Schedule data also show that some affected aircraft were due to route onward to Iceland and other transatlantic points as part of overnight sequences. Late departures from BWI can compress ground times and force downstream retiming, prompting airlines to swap aircraft or crews or to consolidate lightly booked flights in order to restore their schedules.

Because weather systems on June 15 were simultaneously influencing conditions at several major hubs, options for rerouting were constrained. Reports on national aviation performance for the day highlighted weather-related slowdowns at multiple East Coast and Texas airports, limiting airlines’ ability to absorb BWI’s delays by shifting passengers through alternate gateways.

Travelers Face Long Lines, Missed Connections and Limited Alternatives

For passengers inside the terminal, the operational challenges translated into crowded concourses, long waits at customer service desks and uncertainty over departure times. Social media posts and traveler accounts from recent disruption periods at BWI describe security and check in queues that can extend far beyond usual peak lengths when irregular operations coincide with high travel demand.

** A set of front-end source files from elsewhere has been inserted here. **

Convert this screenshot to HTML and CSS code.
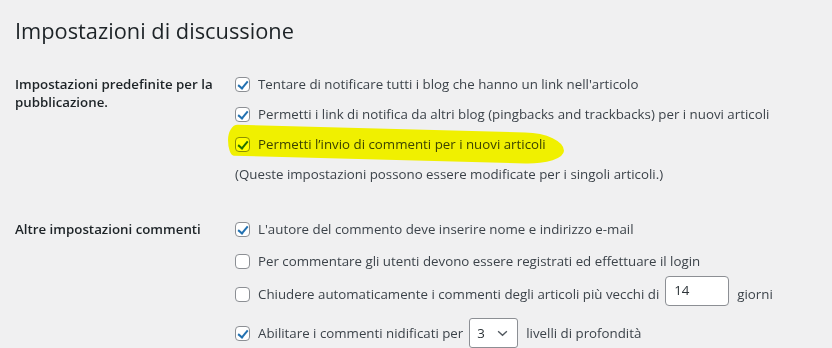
FILE: index.html
```html
<!DOCTYPE html>
<html lang="it">
<head>
<meta charset="utf-8">
<title>Impostazioni di discussione</title>
<link rel="stylesheet" href="styles.css">
</head>
<body>
<div class="wrap">
  <h1 class="title">Impostazioni di discussione</h1>

  <div class="section s1">
    <div class="th">Impostazioni predefinite per la pubblicazione.</div>
    <div class="td">
      <div class="opt r1"><span class="cb on"></span><span>Tentare di notificare tutti i blog che hanno un link nell'articolo</span></div>
      <div class="opt r2"><span class="cb on"></span><span>Permetti i link di notifica da altri blog (pingbacks and trackbacks) per i nuovi articoli</span></div>
      <div class="opt r3 marked"><span class="cb on"></span><span>Permetti l’invio di commenti per i nuovi articoli</span><span class="hl"></span></div>
      <div class="note">(Queste impostazioni possono essere modificate per i singoli articoli.)</div>
    </div>
  </div>

  <div class="section s2">
    <div class="th">Altre impostazioni commenti</div>
    <div class="td">
      <div class="opt q1"><span class="cb on"></span><span>L'autore del commento deve inserire nome e indirizzo e-mail</span></div>
      <div class="opt q2"><span class="cb"></span><span>Per commentare gli utenti devono essere registrati ed effettuare il login</span></div>
      <div class="opt q3"><span class="cb"></span><span>Chiudere automaticamente i commenti degli articoli più vecchi di</span><span class="num">14</span><span>giorni</span></div>
      <div class="opt q4"><span class="cb on"></span><span>Abilitare i commenti nidificati per</span><span class="sel">3<svg class="chev" viewBox="0 0 12 8" width="11" height="7"><path d="M1 1.5 L6 6 L11 1.5" fill="none" stroke="#50575e" stroke-width="1.6"/></svg></span><span>livelli di profondità</span></div>
    </div>
  </div>
</div>
</body>
</html>
```
FILE: styles.css
```css
html, body {
  margin: 0;
  padding: 0;
  background: #f0f0f1;
}
body {
  font-family: "Open Sans", "Noto Sans", sans-serif;
  font-size: 13.3px;
  color: #3c434a;
  width: 832px;
  height: 348px;
  overflow: hidden;
}
.wrap {
  padding-left: 15px;
}
.title {
  margin: 0;
  padding-top: 16px;
  font-size: 21.8px;
  line-height: 29px;
  font-weight: 400;
  color: #1d2327;
}
.section {
  display: grid;
  grid-template-columns: 220px 1fr;
}
.s1 { margin-top: 24px; }
.s2 { margin-top: 25px; }
.th {
  font-weight: 600;
  color: #1d2327;
  line-height: 18px;
  padding-top: 6px;
  width: 205px;
}
.td {
  display: flex;
  flex-direction: column;
}
.opt {
  display: flex;
  align-items: center;
  height: 30px;
  gap: 8px;
  white-space: nowrap;
}
.cb {
  box-sizing: border-box;
  width: 15px;
  height: 15px;
  border: 1px solid #8c8f94;
  border-radius: 4px;
  background: #fff;
  flex: none;
  position: relative;
}
.cb.on::after {
  content: "";
  position: absolute;
  left: 4px;
  top: 1px;
  width: 4px;
  height: 8px;
  border: solid #2271b1;
  border-width: 0 2.5px 2.5px 0;
  transform: rotate(40deg);
}
.marked {
  position: relative;
}
.hl {
  position: absolute;
  left: -7px;
  top: 0;
  width: 336px;
  height: 31px;
  background: #ffff00;
  mix-blend-mode: multiply;
  border-radius: 10px 40px 40px 6px / 16px 18px 14px 16px;
  transform: skewY(1.5deg);
}
.note {
  height: 30px;
  line-height: 30px;
}
.q2 { margin-top: 2px; }
.q3 { margin-top: 3px; }
.q4 { margin-top: 9px; }
.num {
  box-sizing: border-box;
  width: 64px;
  height: 30px;
  margin-bottom: 6px;
  border: 1px solid #8c8f94;
  border-radius: 4px;
  background: #fff;
  padding-left: 8px;
  line-height: 26px;
  color: #2c3338;
  margin-left: -2px;
}
.sel {
  box-sizing: border-box;
  width: 49px;
  height: 30px;
  border: 1px solid #8c8f94;
  border-radius: 3px;
  background: #fff;
  padding-left: 7px;
  line-height: 28px;
  color: #2c3338;
  display: flex;
  align-items: center;
  justify-content: space-between;
  padding-right: 9px;
  margin-left: -2px;
}
```
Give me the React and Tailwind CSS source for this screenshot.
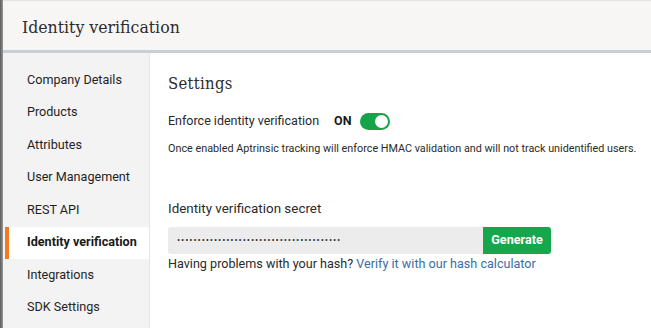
import React, { useState } from "react";

const navItems = [
  "Company Details",
  "Products",
  "Attributes",
  "User Management",
  "REST API",
  "Identity verification",
  "Integrations",
  "SDK Settings",
];

const slab = { fontFamily: '"DejaVu Serif Condensed", "DejaVu Serif", serif' };

const App = () => {
  const [enabled, setEnabled] = useState(true);
  const active = "Identity verification";

  return (
    <div
      className="w-[651px] h-[328px] overflow-hidden flex bg-white text-[#2a2a2a]"
      style={{ fontFamily: 'Roboto, "Liberation Sans", sans-serif' }}
    >
      {/* left edge */}
      <div className="w-[3px] shrink-0 bg-gradient-to-r from-[#5a5a5a] to-[#9a9a9a]" />

      <div className="flex-1 flex flex-col">
        {/* Header */}
        <div className="h-[50px] shrink-0 bg-[#f7f6f5] border-t border-[#e2e2e2] flex items-center px-[19px] pt-[3px]">
          <h1 className="text-[17.5px] text-[#2c2c2c]" style={slab}>
            Identity verification
          </h1>
        </div>
        <div className="h-[3px] shrink-0 bg-[#c7cfd3]" />

        <div className="flex flex-1">
          {/* Sidebar */}
          <nav className="w-[147px] shrink-0 bg-[#f3f3f3] border-r border-[#e4e4e4] pt-[11px]">
            {navItems.map((item) => (
              <div
                key={item}
                className={
                  item === active
                    ? "h-[32.5px] flex items-center pl-[18px] bg-white border-l-[4px] border-[#f57a1f] ml-[2px] font-bold text-[12.6px] text-[#1a1a1a]"
                    : "h-[32.5px] flex items-center pl-[24px] text-[12.6px] text-[#1f1f1f]"
                }
              >
                {item}
              </div>
            ))}
          </nav>

          {/* Main */}
          <main className="flex-1 pl-[18px] pt-[19px]">
            <h2 className="text-[16.5px] text-[#2c2c2c] tracking-[0.3px]" style={slab}>
              Settings
            </h2>

            <div className="flex items-center mt-[15px] h-[20px]">
              <span className="text-[12.5px]">Enforce identity verification</span>
              <span className="ml-[15px] text-[12.5px] font-bold text-[#1a1a1a]">ON</span>
              <button
                type="button"
                onClick={() => setEnabled(!enabled)}
                className={
                  enabled
                    ? "ml-[8px] w-[30px] h-[17px] rounded-full bg-[#16a34a] flex items-center justify-end px-[2px]"
                    : "ml-[8px] w-[30px] h-[17px] rounded-full bg-[#bbb] flex items-center justify-start px-[2px]"
                }
              >
                <span className="w-[13px] h-[13px] rounded-full bg-white" />
              </button>
            </div>

            <p className="text-[10.8px] mt-[9px]">
              Once enabled Aptrinsic tracking will enforce HMAC validation and will not track unidentified users.
            </p>

            <div className="text-[13.4px] mt-[42px]">Identity verification secret</div>

            <div className="flex mt-[8px] h-[27px] w-[383px]">
              <div className="flex-1 bg-[#ececec] rounded-l-[3px] flex items-center pl-[9px] text-[9.5px] text-[#333] tracking-[0.9px]">
                ••••••••••••••••••••••••••••••••••••••••
              </div>
              <button
                type="button"
                className="w-[68px] bg-[#16a64b] text-white font-bold text-[12.6px] rounded-r-[3px]"
              >
                Generate
              </button>
            </div>

            <p className="text-[12.6px] mt-[1px]">
              Having problems with your hash?{" "}
              <a href="#" className="text-[#3a6ea5]">
                Verify it with our hash calculator
              </a>
            </p>
          </main>
        </div>
      </div>
    </div>
  );
};

export default App;
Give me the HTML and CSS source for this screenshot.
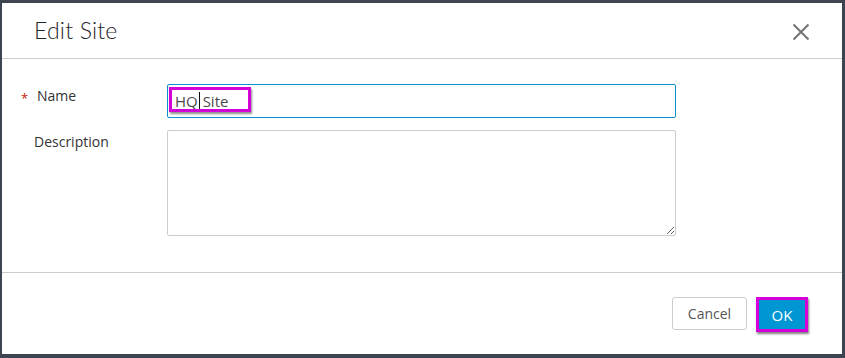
FILE: index.html
```html
<!DOCTYPE html>
<html>
<head>
<meta charset="utf-8">
<link rel="stylesheet" href="styles.css">
</head>
<body>
<div class="dialog">
  <div class="header">
    <h1 class="title">Edit Site</h1>
    <button class="close" aria-label="Close">
      <svg width="18" height="18" viewBox="0 0 18 18"><path d="M1.5 1.5 L16.5 16.5 M16.5 1.5 L1.5 16.5" stroke="#737373" stroke-width="2" fill="none"/></svg>
    </button>
  </div>
  <div class="body">
    <div class="row">
      <label class="label required">Name</label>
      <div class="field input">
        <span class="value">HQ<span class="caret"></span> Site</span>
        <span class="highlight"></span>
      </div>
    </div>
    <div class="row">
      <label class="label">Description</label>
      <textarea class="field textarea"></textarea>
    </div>
  </div>
  <div class="footer">
    <button class="btn cancel">Cancel</button>
    <button class="btn ok">OK</button>
  </div>
</div>
</body>
</html>
```
FILE: styles.css
```css
html, body {
  margin: 0;
  padding: 0;
}
body {
  background: #3c4550;
  width: 845px;
  height: 358px;
  overflow: hidden;
  padding: 3px 3px 4px 2px;
  box-sizing: border-box;
}
.dialog {
  background: #fff;
  width: 840px;
  height: 351px;
  display: flex;
  flex-direction: column;
  font-family: "Open Sans", sans-serif;
  color: #333;
}
.header {
  height: 56px;
  border-bottom: 1px solid #ccc;
  display: flex;
  align-items: center;
  justify-content: space-between;
  padding: 0 32px 0 32px;
  box-sizing: border-box;
  flex: none;
}
.title {
  margin: 0;
  font-family: "Lato", sans-serif;
  font-weight: 300;
  font-size: 23px;
  color: #1f2428;
  line-height: 28px;
  padding-bottom: 2px;
  letter-spacing: 0.2px;
}
.close {
  border: 0;
  background: none;
  padding: 0;
  width: 18px;
  height: 18px;
  margin-top: 2px;
  display: flex;
}
.body {
  flex: 1;
  padding: 25px 0 0 0;
  display: flex;
  flex-direction: column;
  gap: 12px;
}
.row {
  display: flex;
  align-items: flex-start;
}
.label {
  width: 133px;
  padding-left: 32px;
  padding-top: 2px;
  font-size: 14px;
  line-height: 20px;
  color: #333;
  position: relative;
  flex: none;
}
.label.required {
  padding-left: 35px;
  width: 130px;
}
.label.required::before {
  content: "*";
  position: absolute;
  left: 19px;
  top: 4px;
  color: #c92100;
  font-size: 13px;
}
.field {
  width: 509px;
  box-sizing: border-box;
  flex: none;
}
.input {
  height: 34px;
  border: 1px solid #0b8fd3;
  border-radius: 2px;
  position: relative;
  padding: 0 7px;
  display: flex;
  align-items: center;
}
.value {
  font-size: 15px;
  color: #4a4a4a;
  line-height: 20px;
  position: relative;
}
.caret {
  display: inline-block;
  width: 1px;
  height: 19px;
  background: #111;
  vertical-align: -4px;
  margin-left: 1px;
  margin-right: -1px;
}
.highlight {
  position: absolute;
  left: 1px;
  top: 2px;
  width: 82px;
  height: 25px;
  box-sizing: border-box;
  border: 3px solid #d400d8;
  box-shadow: 1px 2px 2px rgba(0,0,0,0.45);
}
.textarea {
  height: 106px;
  border: 1px solid #ccc;
  border-radius: 2px;
  margin: 0;
  padding: 0;
  font-family: "Open Sans", sans-serif;
  resize: both;
  outline: none;
  display: block;
}
.footer {
  height: 82px;
  border-top: 1px solid #ccc;
  box-sizing: border-box;
  display: flex;
  justify-content: flex-end;
  align-items: flex-start;
  padding: 24px 34px 0 0;
  gap: 9px;
  flex: none;
}
.btn {
  font-family: "Open Sans", sans-serif;
  font-size: 14px;
  cursor: pointer;
}
.cancel {
  width: 75px;
  height: 33px;
  background: #fff;
  border: 1px solid #ccc;
  border-radius: 3px;
  color: #565656;
  padding: 0;
}
.ok {
  width: 52px;
  height: 35px;
  background: #0095d3;
  border: 3px solid #d400d8;
  color: #fff;
  font-size: 15px;
  padding: 0;
  box-shadow: 1px 2px 2px rgba(0,0,0,0.5);
}
```
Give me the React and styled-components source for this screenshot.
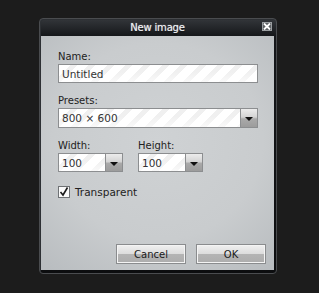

With at least four cancellations recorded among BWI departures during the disruption window, some travelers were forced to seek scarce open seats later in the week or accept rebookings via other airports. Leisure travelers headed to resort destinations in Mexico, Costa Rica, Jamaica and Aruba faced particular difficulties, as many flights to these markets operate only once daily or a few times per week, making same day recovery more difficult.

Passengers on low cost carriers such as Frontier often had fewer rebooking choices, since many routes are served only a handful of times each week. For some, the most viable alternative involved purchasing new tickets on other airlines at higher last minute fares, or shifting to nearby airports in Washington or Philadelphia and arranging ground transportation at their own expense.

Travel advocacy groups and consumer resources note that compensation or reimbursements for weather related delays are limited under U.S. rules, meaning that many of the passengers affected by the BWI ground stop and resulting delays may have had to cover meals, hotels and incidental expenses themselves while waiting for the next available flight.

More Storms Ahead as Summer Travel Peaks

The BWI disruptions occurred as airlines head into the busiest stretch of the summer travel season, a period historically marked by afternoon and evening thunderstorms across much of the United States. Industry performance data from previous years show that convective weather is a leading driver of delays and cancellations during June, July and August, particularly at large coastal and hub airports.

Forecasts for the coming week indicate the potential for additional storm systems to affect parts of the Mid Atlantic and Northeast, raising the prospect that further schedule disruptions could arise at BWI and other regional airports. Travel commentators are encouraging passengers to build extra time into itineraries, especially when traveling on separate tickets or connecting to international flights with infrequent service.

Aviation analysts also point to ongoing construction and infrastructure work at BWI, detailed in Federal Aviation Administration planning documents, as a factor that can marginally reduce flexibility during adverse weather. While these projects are designed to improve capacity and baggage handling in the long term, temporary runway and taxiway constraints may limit the number of arrival and departure slots available when conditions deteriorate.

For now, publicly available data suggest that operations at BWI have gradually recovered from the immediate effects of the June storms, with airlines working through residual delays as aircraft and crews return to their scheduled positions. The episode underscores how quickly a single weather system can disrupt a complex web of routes that connects Baltimore to major U.S. cities as well as popular vacation destinations across Mexico, Central America and the Caribbean.